• _WHAT YOU NEED TO DO_: Reproduce the data exactly and drop any pictures it holds.

• _DATASET CONTENT_:
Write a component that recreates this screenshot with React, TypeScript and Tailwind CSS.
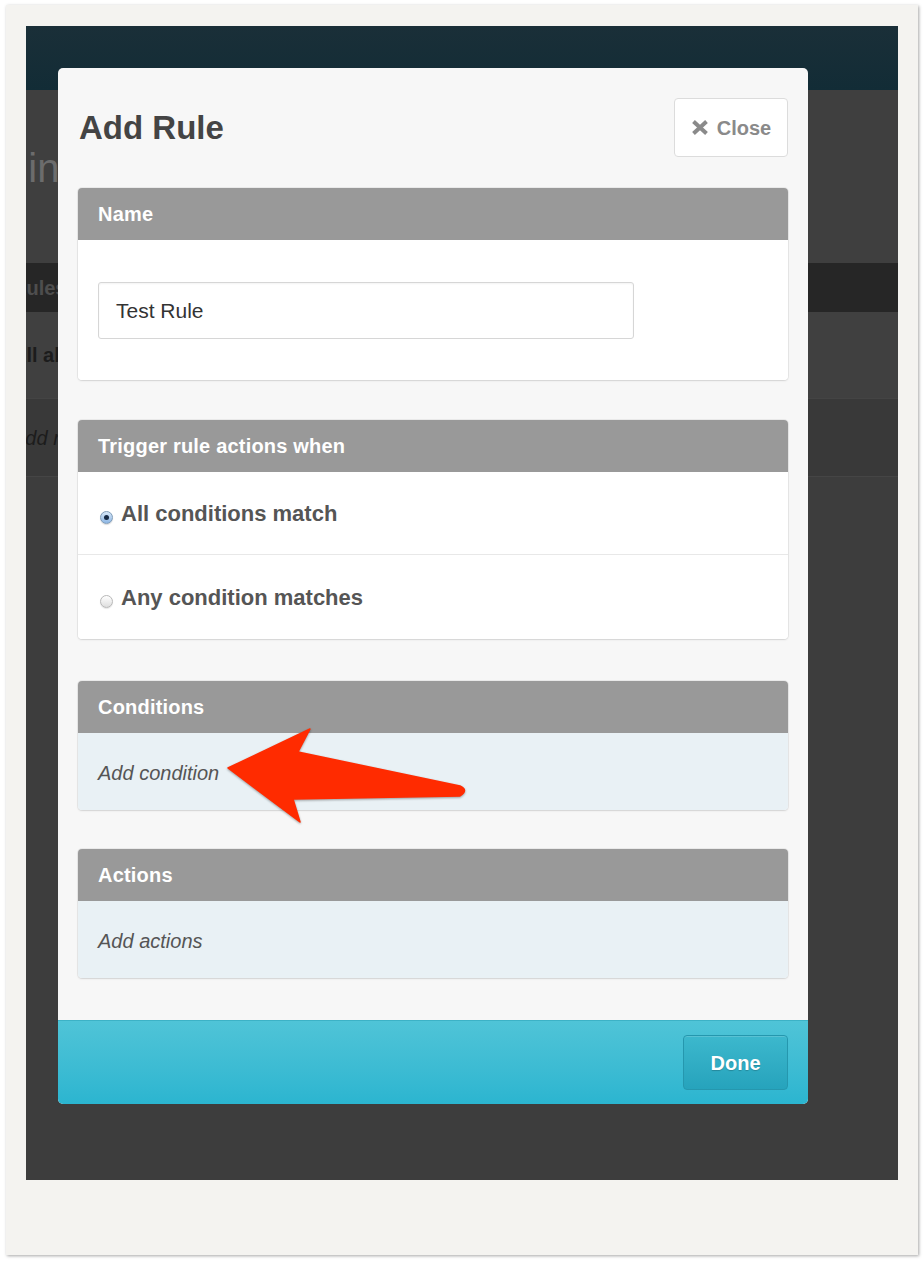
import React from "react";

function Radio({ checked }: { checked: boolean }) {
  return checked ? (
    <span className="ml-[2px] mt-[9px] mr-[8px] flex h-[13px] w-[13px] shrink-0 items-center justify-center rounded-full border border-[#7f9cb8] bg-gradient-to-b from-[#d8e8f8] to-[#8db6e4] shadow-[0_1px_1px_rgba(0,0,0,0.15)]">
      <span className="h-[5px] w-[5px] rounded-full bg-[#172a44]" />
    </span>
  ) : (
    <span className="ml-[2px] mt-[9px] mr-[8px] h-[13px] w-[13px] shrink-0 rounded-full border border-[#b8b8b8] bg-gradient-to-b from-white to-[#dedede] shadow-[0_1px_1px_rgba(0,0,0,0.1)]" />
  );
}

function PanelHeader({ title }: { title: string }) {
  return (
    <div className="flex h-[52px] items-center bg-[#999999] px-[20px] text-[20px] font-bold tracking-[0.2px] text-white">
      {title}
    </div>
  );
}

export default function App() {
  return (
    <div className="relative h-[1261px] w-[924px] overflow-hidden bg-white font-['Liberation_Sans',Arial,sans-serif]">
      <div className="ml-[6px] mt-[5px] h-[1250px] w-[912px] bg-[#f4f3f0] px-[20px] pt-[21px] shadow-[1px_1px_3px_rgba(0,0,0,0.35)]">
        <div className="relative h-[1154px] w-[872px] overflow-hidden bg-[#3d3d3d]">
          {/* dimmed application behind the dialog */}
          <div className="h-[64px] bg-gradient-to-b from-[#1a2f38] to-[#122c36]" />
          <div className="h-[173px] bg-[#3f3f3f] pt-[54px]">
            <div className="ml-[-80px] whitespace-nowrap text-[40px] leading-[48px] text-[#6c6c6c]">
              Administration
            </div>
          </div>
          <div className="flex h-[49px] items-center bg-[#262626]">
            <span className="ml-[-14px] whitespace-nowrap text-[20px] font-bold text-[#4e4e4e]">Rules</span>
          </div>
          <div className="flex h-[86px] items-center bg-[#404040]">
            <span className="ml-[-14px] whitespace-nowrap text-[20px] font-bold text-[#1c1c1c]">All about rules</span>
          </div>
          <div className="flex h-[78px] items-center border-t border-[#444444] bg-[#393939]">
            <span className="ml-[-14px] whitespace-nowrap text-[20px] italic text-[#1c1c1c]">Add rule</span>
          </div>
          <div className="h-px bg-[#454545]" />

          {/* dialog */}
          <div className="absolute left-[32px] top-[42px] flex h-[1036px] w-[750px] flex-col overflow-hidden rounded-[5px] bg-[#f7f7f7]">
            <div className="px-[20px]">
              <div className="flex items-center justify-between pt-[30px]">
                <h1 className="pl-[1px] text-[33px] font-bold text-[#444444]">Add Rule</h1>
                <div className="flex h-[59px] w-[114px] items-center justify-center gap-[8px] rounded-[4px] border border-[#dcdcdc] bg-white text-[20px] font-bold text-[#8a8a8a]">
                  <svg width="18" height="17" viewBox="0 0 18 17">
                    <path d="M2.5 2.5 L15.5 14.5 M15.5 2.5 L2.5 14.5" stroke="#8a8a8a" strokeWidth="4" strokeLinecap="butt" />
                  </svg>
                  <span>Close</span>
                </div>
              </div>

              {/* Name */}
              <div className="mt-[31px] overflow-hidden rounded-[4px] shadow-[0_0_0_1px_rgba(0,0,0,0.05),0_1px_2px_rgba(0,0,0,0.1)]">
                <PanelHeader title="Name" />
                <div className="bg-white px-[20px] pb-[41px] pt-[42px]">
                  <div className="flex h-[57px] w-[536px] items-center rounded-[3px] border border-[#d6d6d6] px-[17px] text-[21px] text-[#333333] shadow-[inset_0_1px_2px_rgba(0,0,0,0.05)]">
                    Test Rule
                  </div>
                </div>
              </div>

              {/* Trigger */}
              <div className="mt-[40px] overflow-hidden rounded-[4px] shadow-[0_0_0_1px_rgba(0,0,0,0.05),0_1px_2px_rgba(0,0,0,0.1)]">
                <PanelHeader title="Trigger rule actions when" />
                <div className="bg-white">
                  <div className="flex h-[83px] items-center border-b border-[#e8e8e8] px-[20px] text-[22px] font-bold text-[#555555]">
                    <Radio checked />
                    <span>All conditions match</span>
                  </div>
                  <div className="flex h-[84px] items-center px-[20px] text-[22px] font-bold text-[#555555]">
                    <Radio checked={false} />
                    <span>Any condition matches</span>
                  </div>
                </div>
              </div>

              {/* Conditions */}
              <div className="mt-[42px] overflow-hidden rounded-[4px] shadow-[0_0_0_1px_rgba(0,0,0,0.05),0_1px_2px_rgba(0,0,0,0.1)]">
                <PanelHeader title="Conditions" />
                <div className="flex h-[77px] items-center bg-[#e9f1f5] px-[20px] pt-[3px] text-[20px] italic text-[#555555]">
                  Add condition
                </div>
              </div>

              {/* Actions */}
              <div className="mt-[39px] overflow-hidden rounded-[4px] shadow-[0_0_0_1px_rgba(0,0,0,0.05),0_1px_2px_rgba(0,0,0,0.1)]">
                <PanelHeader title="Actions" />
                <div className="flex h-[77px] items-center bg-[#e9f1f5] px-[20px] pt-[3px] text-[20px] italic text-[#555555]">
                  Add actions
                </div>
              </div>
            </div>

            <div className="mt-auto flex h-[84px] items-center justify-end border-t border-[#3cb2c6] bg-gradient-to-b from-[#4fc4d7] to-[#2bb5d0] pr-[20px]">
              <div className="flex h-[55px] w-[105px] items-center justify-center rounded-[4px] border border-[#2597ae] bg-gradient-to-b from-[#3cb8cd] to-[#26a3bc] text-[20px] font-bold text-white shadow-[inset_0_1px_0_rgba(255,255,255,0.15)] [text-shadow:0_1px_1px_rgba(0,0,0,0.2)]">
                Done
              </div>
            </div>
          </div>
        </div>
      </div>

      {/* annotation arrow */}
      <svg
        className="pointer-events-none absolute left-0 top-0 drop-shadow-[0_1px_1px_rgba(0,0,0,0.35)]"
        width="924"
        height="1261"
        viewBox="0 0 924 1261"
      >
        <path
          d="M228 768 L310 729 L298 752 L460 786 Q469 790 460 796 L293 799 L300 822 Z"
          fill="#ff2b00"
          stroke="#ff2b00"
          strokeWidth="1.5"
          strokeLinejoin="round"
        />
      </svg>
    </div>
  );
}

• _OUTPUT FOR THIS EXERCISE_:
Write a component that recreates this screenshot with React, TypeScript and Tailwind CSS.
import React from "react";

function Radio({ checked }: { checked: boolean }) {
  return checked ? (
    <span className="ml-[2px] mt-[9px] mr-[8px] flex h-[13px] w-[13px] shrink-0 items-center justify-center rounded-full border border-[#7f9cb8] bg-gradient-to-b from-[#d8e8f8] to-[#8db6e4] shadow-[0_1px_1px_rgba(0,0,0,0.15)]">
      <span className="h-[5px] w-[5px] rounded-full bg-[#172a44]" />
    </span>
  ) : (
    <span className="ml-[2px] mt-[9px] mr-[8px] h-[13px] w-[13px] shrink-0 rounded-full border border-[#b8b8b8] bg-gradient-to-b from-white to-[#dedede] shadow-[0_1px_1px_rgba(0,0,0,0.1)]" />
  );
}

function PanelHeader({ title }: { title: string }) {
  return (
    <div className="flex h-[52px] items-center bg-[#999999] px-[20px] text-[20px] font-bold tracking-[0.2px] text-white">
      {title}
    </div>
  );
}

export default function App() {
  return (
    <div className="relative h-[1261px] w-[924px] overflow-hidden bg-white font-['Liberation_Sans',Arial,sans-serif]">
      <div className="ml-[6px] mt-[5px] h-[1250px] w-[912px] bg-[#f4f3f0] px-[20px] pt-[21px] shadow-[1px_1px_3px_rgba(0,0,0,0.35)]">
        <div className="relative h-[1154px] w-[872px] overflow-hidden bg-[#3d3d3d]">
          {/* dimmed application behind the dialog */}
          <div className="h-[64px] bg-gradient-to-b from-[#1a2f38] to-[#122c36]" />
          <div className="h-[173px] bg-[#3f3f3f] pt-[54px]">
            <div className="ml-[-80px] whitespace-nowrap text-[40px] leading-[48px] text-[#6c6c6c]">
              Administration
            </div>
          </div>
          <div className="flex h-[49px] items-center bg-[#262626]">
            <span className="ml-[-14px] whitespace-nowrap text-[20px] font-bold text-[#4e4e4e]">Rules</span>
          </div>
          <div className="flex h-[86px] items-center bg-[#404040]">
            <span className="ml-[-14px] whitespace-nowrap text-[20px] font-bold text-[#1c1c1c]">All about rules</span>
          </div>
          <div className="flex h-[78px] items-center border-t border-[#444444] bg-[#393939]">
            <span className="ml-[-14px] whitespace-nowrap text-[20px] italic text-[#1c1c1c]">Add rule</span>
          </div>
          <div className="h-px bg-[#454545]" />

          {/* dialog */}
          <div className="absolute left-[32px] top-[42px] flex h-[1036px] w-[750px] flex-col overflow-hidden rounded-[5px] bg-[#f7f7f7]">
            <div className="px-[20px]">
              <div className="flex items-center justify-between pt-[30px]">
                <h1 className="pl-[1px] text-[33px] font-bold text-[#444444]">Add Rule</h1>
                <div className="flex h-[59px] w-[114px] items-center justify-center gap-[8px] rounded-[4px] border border-[#dcdcdc] bg-white text-[20px] font-bold text-[#8a8a8a]">
                  <svg width="18" height="17" viewBox="0 0 18 17">
                    <path d="M2.5 2.5 L15.5 14.5 M15.5 2.5 L2.5 14.5" stroke="#8a8a8a" strokeWidth="4" strokeLinecap="butt" />
                  </svg>
                  <span>Close</span>
                </div>
              </div>

              {/* Name */}
              <div className="mt-[31px] overflow-hidden rounded-[4px] shadow-[0_0_0_1px_rgba(0,0,0,0.05),0_1px_2px_rgba(0,0,0,0.1)]">
                <PanelHeader title="Name" />
                <div className="bg-white px-[20px] pb-[41px] pt-[42px]">
                  <div className="flex h-[57px] w-[536px] items-center rounded-[3px] border border-[#d6d6d6] px-[17px] text-[21px] text-[#333333] shadow-[inset_0_1px_2px_rgba(0,0,0,0.05)]">
                    Test Rule
                  </div>
                </div>
              </div>

              {/* Trigger */}
              <div className="mt-[40px] overflow-hidden rounded-[4px] shadow-[0_0_0_1px_rgba(0,0,0,0.05),0_1px_2px_rgba(0,0,0,0.1)]">
                <PanelHeader title="Trigger rule actions when" />
                <div className="bg-white">
                  <div className="flex h-[83px] items-center border-b border-[#e8e8e8] px-[20px] text-[22px] font-bold text-[#555555]">
                    <Radio checked />
                    <span>All conditions match</span>
                  </div>
                  <div className="flex h-[84px] items-center px-[20px] text-[22px] font-bold text-[#555555]">
                    <Radio checked={false} />
                    <span>Any condition matches</span>
                  </div>
                </div>
              </div>

              {/* Conditions */}
              <div className="mt-[42px] overflow-hidden rounded-[4px] shadow-[0_0_0_1px_rgba(0,0,0,0.05),0_1px_2px_rgba(0,0,0,0.1)]">
                <PanelHeader title="Conditions" />
                <div className="flex h-[77px] items-center bg-[#e9f1f5] px-[20px] pt-[3px] text-[20px] italic text-[#555555]">
                  Add condition
                </div>
              </div>

              {/* Actions */}
              <div className="mt-[39px] overflow-hidden rounded-[4px] shadow-[0_0_0_1px_rgba(0,0,0,0.05),0_1px_2px_rgba(0,0,0,0.1)]">
                <PanelHeader title="Actions" />
                <div className="flex h-[77px] items-center bg-[#e9f1f5] px-[20px] pt-[3px] text-[20px] italic text-[#555555]">
                  Add actions
                </div>
              </div>
            </div>

            <div className="mt-auto flex h-[84px] items-center justify-end border-t border-[#3cb2c6] bg-gradient-to-b from-[#4fc4d7] to-[#2bb5d0] pr-[20px]">
              <div className="flex h-[55px] w-[105px] items-center justify-center rounded-[4px] border border-[#2597ae] bg-gradient-to-b from-[#3cb8cd] to-[#26a3bc] text-[20px] font-bold text-white shadow-[inset_0_1px_0_rgba(255,255,255,0.15)] [text-shadow:0_1px_1px_rgba(0,0,0,0.2)]">
                Done
              </div>
            </div>
          </div>
        </div>
      </div>

      {/* annotation arrow */}
      <svg
        className="pointer-events-none absolute left-0 top-0 drop-shadow-[0_1px_1px_rgba(0,0,0,0.35)]"
        width="924"
        height="1261"
        viewBox="0 0 924 1261"
      >
        <path
          d="M228 768 L310 729 L298 752 L460 786 Q469 790 460 796 L293 799 L300 822 Z"
          fill="#ff2b00"
          stroke="#ff2b00"
          strokeWidth="1.5"
          strokeLinejoin="round"
        />
      </svg>
    </div>
  );
}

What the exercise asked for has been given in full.